By tracking your donor retention across various campaigns, you can understand how often your donors continue to engage over time. Then, you can use this information to steward new donors and increase your retention rate over time.
Focusing on donor retention is a cost-effective strategy because recurring donors tend to give more over time. For your next digital campaign, you can focus equal efforts on reaching new donors and engaging with the donors you already have.
According to Bloomerang, you can use your donor management software to track your current supporters’ engagement levels and to identify your most engaged donors who might be interested in leveling up their involvement by contributing more to your next campaign.
5. Audience demographics
Understanding the people who make up your nonprofit’s primary digital audience is essential to building a marketing campaign that speaks to them.
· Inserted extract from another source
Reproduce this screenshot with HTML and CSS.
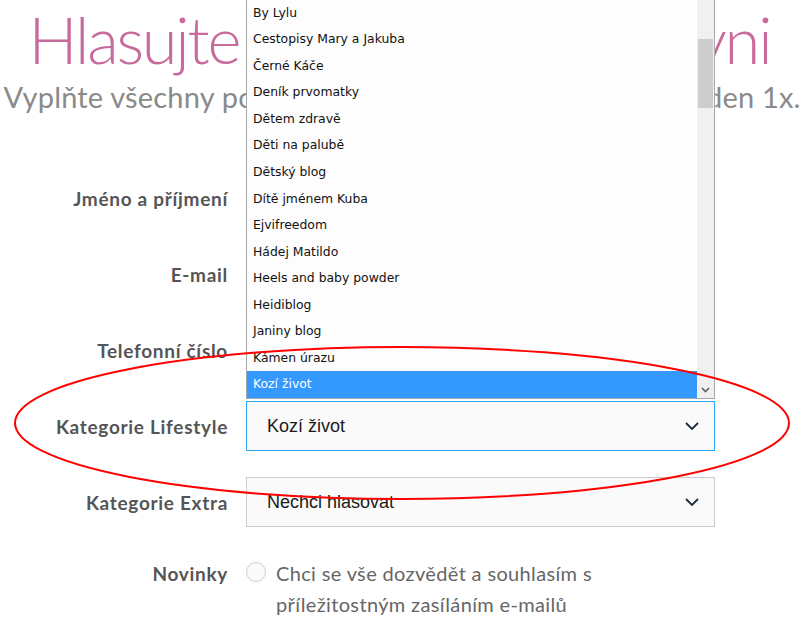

Use tools like Google Analytics, social media metrics, and your donor management system to track audience demographics like:
- Geographic location
- Education level
- Employment status
By adding this information to your donor database, you can create more accurate donor segments. For example, you might group donors based on their age and use different marketing channels to reach out to different audiences. Your younger donors might be more receptive to social media outreach, while older donors may prefer email or phone communications.
When you show donors you’ve taken the time to get to know them and their preferences, you can better engage with them on an ongoing basis and boost your retention rate.
Putting it all together
As mentioned above, depending on your priorities and common pain points, you may want to track additional KPIs throughout your digital marketing and online fundraising campaigns. Engagement rates by social media channel, average time on page, website bounce rate — these metrics (and many others) can provide a multi-faceted look at the success of your marketing efforts.
But starting with the five KPIs laid out in this guide will set your organization up to continuously learn from past marketing mistakes and build on your wins. Track these metrics throughout your next campaign and review reports with your team to establish a benchmark for success.